ISPO

Published in Cancer Detection and Prevention 1998; 22(1):43-50.

Immunohistochemical Detection of p53 Protein in Transitional Cell Carcinoma of the Bladder in Correlation to DNA Ploidy and Pathohistological Stage and Grade

Hussain AI-Abadi MD, Reinhard Nagel MD, Peter Neuhaus MD

Department of Urologic Surgery, Clinical Cytology, and DNA Cytometry, Rudolf Virchow Medical Center, Humboldt University of Berlin, Berlin, Germany

Address all correspondence and reprint requests to: Hassain Al-Abadi, M.D., Virchow-Klinikum, Medizinishe Fakultat der Humboldt-Universitat Zu Berlin, Chirurgische Klinik and Poliklinik, Augustenburger Platz 1, 13353 Berlin, Germany. Dedicated in honor of Prof. Dr. Med. Reinhard Nagel

ABSTRACT: Mutations of p53 gene have been found in a variety of human malignancies; however, the impact of immunohistological detection of p53 expression in the development and progression of TCC of the bladder is still uncertain. In the present study, we investigated the p53 oncoprotein expression and compared the findings to DNA ploidy and pathohistological stage and grade. The study included 147 patients with transitional cell carcinoma of the bladder investigated between February 1981 and September 1994. The average age of the 55 women and 92 men was 67 years (range: 20-71 years). A total of 76 patients (52%) had stage pTa to pT1, 35 (24%) stage pT2, 25(17%) stage pT3, and 11(7%) stage pT4 disease. Frozen sections of tumor biopsies obtained by transurethral resection were immunohistochemically stained using the monoclonal antibody clone D0-7 (DAKO), which recognized two different epitopes for mutant and wild-type p53 protein.
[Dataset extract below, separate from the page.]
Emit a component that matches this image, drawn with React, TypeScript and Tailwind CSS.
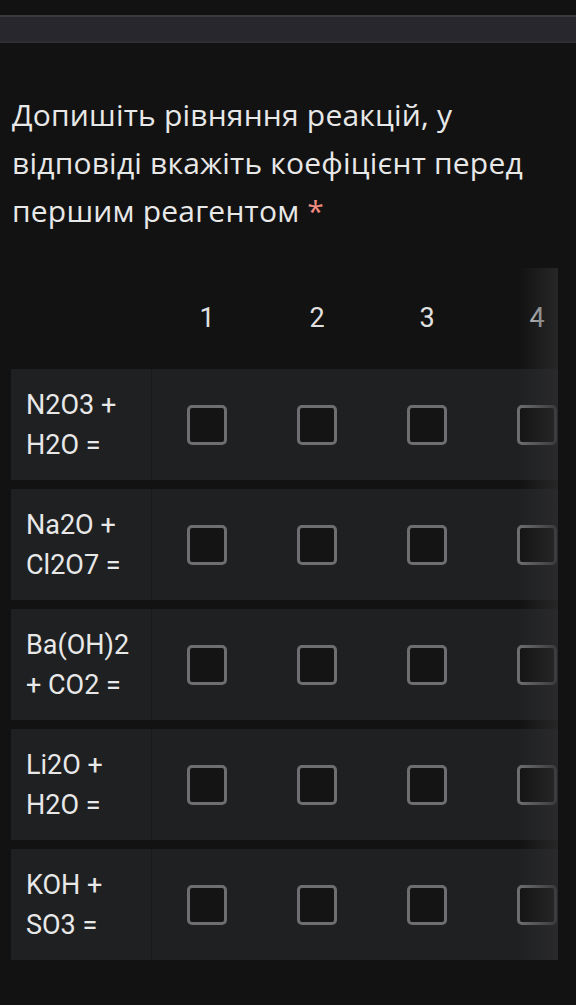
import React from 'react';

const rows = [
    ['N2O3 +', 'H2O ='],
    ['Na2O +', 'Cl2O7 ='],
    ['Ba(OH)2', '+ CO2 ='],
    ['Li2O +', 'H2O ='],
    ['KOH +', 'SO3 ='],
];

const cols = ['1', '2', '3', '4'];

function Box() {
    return <div className="w-[40px] h-[40px] rounded-[5px] border-[3px] border-[#6e6e70] bg-[#141414]" />;
}

export default function App() {
    return (
        <div className="min-h-screen bg-[#121212] font-['Roboto',sans-serif] text-[#e8e8e8]">
            {/* top card strip */}
            <div className="pt-[15px]">
                <div className="h-[28px] bg-[#28272d] border-t-2 border-t-[#3b3b3f] border-b-2 border-b-[#2f2f33]" />
            </div>

            {/* question */}
            <div className="px-[12px] pt-[48px] font-['Open_Sans',sans-serif] text-[30px] leading-[48px] tracking-[0.2px] whitespace-nowrap">
                Допишіть рівняння реакцій, у
                <br />
                відповіді вкажіть коефіцієнт перед
                <br />
                першим реагентом <span className="text-[#f28b82]">*</span>
            </div>

            {/* grid */}
            <div className="relative mt-[33px] ml-[11px] w-[547px] overflow-hidden">
                <div className="flex h-[101px] items-center">
                    <div className="w-[141px] shrink-0" />
                    {cols.map((c) => (
                        <div key={c} className="w-[110px] shrink-0 text-center text-[27px] text-[#e0e0e0]">
                            {c}
                        </div>
                    ))}
                </div>
                <div className="flex flex-col gap-[9px]">
                    {rows.map((r, i) => (
                        <div key={i} className="flex h-[111px] bg-[#1f2022]">
                            <div className="w-[141px] shrink-0 flex flex-col justify-center pl-[15px] text-[27px] leading-[40px] border-r border-r-[#1a1a1c]">
                                <span>{r[0]}</span>
                                <span>{r[1]}</span>
                            </div>
                            {cols.map((c) => (
                                <div key={c} className="w-[110px] shrink-0 flex items-center justify-center">
                                    <Box />
                                </div>
                            ))}
                        </div>
                    ))}
                </div>
                {/* scroll fade */}
                <div className="absolute right-0 top-[-4px] bottom-0 w-[40px] bg-gradient-to-r from-transparent to-[#2c2c2e]/80" />
            </div>
        </div>
    );
}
Tumors expressing p53 in more than 10% of the tumor nuclei were regarded as positive. The DNA ploidy was determined by image analysis. Immunohistochemical detection of p53 expression was found in 84 (57%) of the 147 tumors examined. Positive p53 staining was seen in grade I tumors in 10 to 25%, in grade II tumors 25 to 75%, and in grade III up to 58% of the tumor nuclei. There was a positive correlation between p53 expression and pathological stage (28% in pTa, 73% in pTl-2, and 68% in pT3-4 tumors). There was no appreciable relationship between DNA Ploidy and p53. Although carcinomas with p53 expression had a slight tendency to be more prevalent among higher disease stages and poorly differentiated transitional cell carcinoma, immunohistochemical detection of p53 is not a valuable tool for predicting the outcome of patients with TCC or for identifying subgroups of patients that may be at a higher risk for tumor progression.